11.19.2010
I know I’ve mentioned before the issues that I have with my weight and though I’m not where I was eight years ago or thirteen years ago or seventeen years ago (the time periods I was extremely heavy), it’s still a constant, daily struggle. What comes naturally to skinny people, like taking two bites of food and eating no more, is war to me. I have to continuously monitor my need for food. Do I want to eat as a matter of actual hunger or because of an emotional instability? Every day, sometimes every hour, I have to ask myself a series of questions, haggling and negotiating like with a small child. It’s bloody exhausting.

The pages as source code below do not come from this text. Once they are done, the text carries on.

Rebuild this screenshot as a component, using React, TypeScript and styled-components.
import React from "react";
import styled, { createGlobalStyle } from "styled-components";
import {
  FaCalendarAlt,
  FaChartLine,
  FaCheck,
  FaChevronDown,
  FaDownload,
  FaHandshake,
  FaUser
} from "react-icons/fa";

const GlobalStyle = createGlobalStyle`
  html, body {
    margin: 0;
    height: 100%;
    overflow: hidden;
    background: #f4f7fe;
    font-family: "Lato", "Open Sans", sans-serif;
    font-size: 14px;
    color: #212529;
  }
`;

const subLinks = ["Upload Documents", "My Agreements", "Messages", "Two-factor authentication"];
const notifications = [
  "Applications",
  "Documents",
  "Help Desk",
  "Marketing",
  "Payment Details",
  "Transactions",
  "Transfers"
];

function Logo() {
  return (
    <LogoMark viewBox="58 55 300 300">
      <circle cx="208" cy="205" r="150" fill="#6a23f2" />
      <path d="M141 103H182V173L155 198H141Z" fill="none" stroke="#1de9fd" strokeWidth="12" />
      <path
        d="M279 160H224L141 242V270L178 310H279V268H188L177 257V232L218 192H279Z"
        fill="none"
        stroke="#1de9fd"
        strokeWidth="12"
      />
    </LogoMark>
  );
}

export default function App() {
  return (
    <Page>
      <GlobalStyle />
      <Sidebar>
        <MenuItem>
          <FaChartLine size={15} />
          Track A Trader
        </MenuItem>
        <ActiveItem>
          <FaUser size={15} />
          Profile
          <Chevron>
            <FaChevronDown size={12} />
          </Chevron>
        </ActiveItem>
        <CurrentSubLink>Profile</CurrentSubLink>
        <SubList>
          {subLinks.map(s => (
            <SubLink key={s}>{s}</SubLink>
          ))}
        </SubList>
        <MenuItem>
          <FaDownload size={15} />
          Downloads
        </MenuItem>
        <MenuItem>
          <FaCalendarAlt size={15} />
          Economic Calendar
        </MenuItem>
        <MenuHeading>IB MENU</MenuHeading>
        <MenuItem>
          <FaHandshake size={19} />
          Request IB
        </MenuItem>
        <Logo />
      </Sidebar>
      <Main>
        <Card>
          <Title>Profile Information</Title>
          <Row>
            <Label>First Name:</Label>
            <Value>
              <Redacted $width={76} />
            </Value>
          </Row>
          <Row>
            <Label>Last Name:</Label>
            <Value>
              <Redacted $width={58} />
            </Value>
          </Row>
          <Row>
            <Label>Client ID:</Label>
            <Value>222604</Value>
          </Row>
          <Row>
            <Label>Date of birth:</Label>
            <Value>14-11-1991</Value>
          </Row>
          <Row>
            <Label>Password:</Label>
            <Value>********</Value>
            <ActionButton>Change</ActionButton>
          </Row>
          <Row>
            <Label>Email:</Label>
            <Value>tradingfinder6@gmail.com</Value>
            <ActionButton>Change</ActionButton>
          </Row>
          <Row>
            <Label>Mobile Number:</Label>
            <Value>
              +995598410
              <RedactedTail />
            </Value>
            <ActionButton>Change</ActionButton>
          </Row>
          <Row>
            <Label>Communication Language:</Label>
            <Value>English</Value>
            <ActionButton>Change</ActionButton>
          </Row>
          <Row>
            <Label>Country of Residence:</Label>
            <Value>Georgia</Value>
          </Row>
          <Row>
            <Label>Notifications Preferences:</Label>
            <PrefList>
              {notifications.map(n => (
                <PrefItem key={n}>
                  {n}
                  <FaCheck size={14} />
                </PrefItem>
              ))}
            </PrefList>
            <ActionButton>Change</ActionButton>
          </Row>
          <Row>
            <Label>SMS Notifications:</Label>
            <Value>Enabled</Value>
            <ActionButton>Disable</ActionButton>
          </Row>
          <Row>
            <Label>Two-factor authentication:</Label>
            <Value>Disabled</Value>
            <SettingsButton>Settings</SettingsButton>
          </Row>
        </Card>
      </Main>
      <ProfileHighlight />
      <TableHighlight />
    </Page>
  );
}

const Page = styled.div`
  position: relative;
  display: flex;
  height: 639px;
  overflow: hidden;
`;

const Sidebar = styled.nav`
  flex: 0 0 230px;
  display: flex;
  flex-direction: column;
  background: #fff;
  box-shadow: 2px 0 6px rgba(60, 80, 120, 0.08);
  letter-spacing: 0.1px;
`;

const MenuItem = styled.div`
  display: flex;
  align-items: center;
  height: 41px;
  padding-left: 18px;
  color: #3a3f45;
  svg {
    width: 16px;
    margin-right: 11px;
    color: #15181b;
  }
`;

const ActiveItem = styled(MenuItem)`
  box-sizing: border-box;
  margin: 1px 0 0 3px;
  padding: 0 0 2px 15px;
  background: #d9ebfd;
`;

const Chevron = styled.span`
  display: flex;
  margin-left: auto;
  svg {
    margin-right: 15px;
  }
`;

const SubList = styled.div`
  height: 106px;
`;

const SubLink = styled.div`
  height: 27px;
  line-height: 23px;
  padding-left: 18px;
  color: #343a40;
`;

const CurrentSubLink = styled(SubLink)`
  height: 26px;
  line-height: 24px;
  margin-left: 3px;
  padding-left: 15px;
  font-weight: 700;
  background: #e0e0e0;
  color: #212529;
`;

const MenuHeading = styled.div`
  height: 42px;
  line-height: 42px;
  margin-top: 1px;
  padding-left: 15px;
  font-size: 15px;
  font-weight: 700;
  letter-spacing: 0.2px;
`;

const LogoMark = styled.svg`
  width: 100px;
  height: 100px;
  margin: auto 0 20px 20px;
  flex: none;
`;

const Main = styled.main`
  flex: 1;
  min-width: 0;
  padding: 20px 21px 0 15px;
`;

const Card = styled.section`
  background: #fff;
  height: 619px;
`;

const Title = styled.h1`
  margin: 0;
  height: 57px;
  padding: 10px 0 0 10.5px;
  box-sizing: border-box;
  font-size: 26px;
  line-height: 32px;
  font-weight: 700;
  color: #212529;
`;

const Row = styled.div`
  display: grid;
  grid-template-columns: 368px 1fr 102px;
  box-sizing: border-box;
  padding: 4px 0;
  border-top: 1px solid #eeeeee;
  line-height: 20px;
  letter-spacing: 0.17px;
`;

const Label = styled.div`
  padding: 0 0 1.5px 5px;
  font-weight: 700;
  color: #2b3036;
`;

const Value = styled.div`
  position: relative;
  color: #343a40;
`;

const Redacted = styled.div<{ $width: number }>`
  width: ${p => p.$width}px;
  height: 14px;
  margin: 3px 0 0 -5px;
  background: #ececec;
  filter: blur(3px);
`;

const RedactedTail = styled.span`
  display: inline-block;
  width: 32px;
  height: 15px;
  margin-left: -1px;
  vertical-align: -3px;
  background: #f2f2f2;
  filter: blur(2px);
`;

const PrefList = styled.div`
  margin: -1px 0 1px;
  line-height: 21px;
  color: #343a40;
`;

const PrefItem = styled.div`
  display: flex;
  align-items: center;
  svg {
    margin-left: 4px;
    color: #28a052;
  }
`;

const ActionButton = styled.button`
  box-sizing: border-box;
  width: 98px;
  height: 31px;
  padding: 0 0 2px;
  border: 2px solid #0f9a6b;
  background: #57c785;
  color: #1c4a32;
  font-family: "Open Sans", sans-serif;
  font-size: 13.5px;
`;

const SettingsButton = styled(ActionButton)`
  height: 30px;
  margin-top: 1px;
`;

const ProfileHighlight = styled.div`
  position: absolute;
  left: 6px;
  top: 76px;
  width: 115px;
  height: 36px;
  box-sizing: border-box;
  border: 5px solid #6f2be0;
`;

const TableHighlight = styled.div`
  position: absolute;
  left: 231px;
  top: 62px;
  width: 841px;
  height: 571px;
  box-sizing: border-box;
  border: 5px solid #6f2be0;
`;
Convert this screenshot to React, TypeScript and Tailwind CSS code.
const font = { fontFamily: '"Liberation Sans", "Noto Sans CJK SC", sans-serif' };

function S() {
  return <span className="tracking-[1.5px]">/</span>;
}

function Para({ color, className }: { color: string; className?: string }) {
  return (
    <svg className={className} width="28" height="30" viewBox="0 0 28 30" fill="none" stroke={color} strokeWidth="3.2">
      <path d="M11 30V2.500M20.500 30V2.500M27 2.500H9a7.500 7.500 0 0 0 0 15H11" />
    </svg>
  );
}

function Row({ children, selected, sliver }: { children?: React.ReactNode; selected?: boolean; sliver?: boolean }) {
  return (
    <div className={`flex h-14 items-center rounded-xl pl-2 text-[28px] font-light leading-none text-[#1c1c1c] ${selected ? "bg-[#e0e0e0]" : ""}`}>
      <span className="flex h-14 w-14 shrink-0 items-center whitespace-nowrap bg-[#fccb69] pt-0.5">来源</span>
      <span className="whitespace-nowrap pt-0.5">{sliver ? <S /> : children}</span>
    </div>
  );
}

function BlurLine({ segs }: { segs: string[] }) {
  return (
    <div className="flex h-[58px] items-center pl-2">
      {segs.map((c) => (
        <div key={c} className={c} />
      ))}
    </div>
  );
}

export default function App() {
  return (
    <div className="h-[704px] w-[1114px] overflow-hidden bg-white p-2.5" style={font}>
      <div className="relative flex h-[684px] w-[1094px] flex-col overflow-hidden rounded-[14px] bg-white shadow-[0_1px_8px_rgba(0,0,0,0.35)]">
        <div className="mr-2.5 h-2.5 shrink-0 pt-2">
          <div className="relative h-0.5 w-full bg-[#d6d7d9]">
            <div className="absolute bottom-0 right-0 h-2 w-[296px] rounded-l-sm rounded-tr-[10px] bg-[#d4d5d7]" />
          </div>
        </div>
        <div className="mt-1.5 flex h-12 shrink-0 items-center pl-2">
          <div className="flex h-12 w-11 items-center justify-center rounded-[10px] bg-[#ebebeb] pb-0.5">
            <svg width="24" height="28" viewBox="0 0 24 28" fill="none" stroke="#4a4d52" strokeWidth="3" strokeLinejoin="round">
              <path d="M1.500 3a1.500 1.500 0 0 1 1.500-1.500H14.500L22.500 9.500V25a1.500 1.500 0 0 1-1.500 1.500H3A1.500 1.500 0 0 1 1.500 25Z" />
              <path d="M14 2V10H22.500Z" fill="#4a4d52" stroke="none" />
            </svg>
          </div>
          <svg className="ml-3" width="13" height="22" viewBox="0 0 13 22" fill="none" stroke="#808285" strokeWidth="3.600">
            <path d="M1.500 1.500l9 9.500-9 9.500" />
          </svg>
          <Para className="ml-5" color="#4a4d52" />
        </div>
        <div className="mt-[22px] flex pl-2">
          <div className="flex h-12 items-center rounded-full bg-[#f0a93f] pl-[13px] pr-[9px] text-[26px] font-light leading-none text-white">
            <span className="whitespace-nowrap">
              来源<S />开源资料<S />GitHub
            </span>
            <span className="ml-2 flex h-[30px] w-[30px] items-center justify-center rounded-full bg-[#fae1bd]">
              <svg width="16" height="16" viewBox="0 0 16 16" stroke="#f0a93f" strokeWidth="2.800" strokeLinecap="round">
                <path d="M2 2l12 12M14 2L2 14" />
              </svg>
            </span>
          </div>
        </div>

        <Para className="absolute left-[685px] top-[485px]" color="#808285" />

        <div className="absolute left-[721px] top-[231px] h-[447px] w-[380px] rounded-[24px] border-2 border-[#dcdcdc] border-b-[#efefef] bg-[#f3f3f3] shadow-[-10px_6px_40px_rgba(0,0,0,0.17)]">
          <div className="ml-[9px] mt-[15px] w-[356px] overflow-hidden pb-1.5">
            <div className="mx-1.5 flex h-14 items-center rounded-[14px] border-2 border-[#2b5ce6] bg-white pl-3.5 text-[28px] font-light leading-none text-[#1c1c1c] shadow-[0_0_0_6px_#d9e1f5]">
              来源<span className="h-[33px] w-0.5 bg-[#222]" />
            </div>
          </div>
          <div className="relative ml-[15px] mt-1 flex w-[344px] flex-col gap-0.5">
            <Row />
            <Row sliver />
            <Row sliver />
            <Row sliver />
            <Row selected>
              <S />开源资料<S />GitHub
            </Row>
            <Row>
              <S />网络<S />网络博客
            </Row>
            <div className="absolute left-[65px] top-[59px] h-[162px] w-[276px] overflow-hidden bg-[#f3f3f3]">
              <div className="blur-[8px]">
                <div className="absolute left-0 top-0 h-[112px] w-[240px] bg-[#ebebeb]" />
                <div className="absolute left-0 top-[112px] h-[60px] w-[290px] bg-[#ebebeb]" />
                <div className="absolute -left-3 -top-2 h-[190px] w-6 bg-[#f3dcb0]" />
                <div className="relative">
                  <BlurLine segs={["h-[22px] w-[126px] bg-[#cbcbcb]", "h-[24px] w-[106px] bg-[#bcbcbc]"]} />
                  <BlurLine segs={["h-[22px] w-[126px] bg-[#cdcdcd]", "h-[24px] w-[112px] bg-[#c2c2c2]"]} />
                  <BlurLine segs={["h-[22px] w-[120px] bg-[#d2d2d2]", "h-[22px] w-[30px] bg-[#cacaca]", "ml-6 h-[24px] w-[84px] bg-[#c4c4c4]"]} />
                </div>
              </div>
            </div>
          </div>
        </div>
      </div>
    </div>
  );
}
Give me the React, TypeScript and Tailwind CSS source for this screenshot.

Since July, I have been on one of two patterns: one week lose, 2nd week lose, 3rd week gain. The next week lose, 2nd week lose, 3rd week gain. Or it’s been: one week gain, 2nd week lose, 3rd week gain, etc. Since 2005, I’ve been battling different health issues that, I strongly suspect, are contributing to this hamster wheel I’m on. I’ve been to doctors, I’ve had tests, and nothing irregular comes up. Getting older sucks.
This raises the issue that I hear a lot from parents who wait until they’re older to have kids: You lack energy.
I’m already having trouble maintaining whatever energy I have to do what I need to do when it comes to exercise and keeping up with my crazy schedule, and I struggle with the weight I’m at. I’m so afraid of being worse off physically especially when it comes to my health because of what having a child demands. My mom used to be a health-nut when I was little but by the time my sister was born all of that went out the window and we turned to fast food because of its convenience. I’m so afraid of choosing the easy road and losing my convictions because I feel overwhelmed. Then those feelings make me turn to food for consolation and instant gratification. Then this, of course, would set a horrible example to the child that would impress upon me even more guilt.
Ugh! What’s the point? Maybe only naturally skinny people should have kids.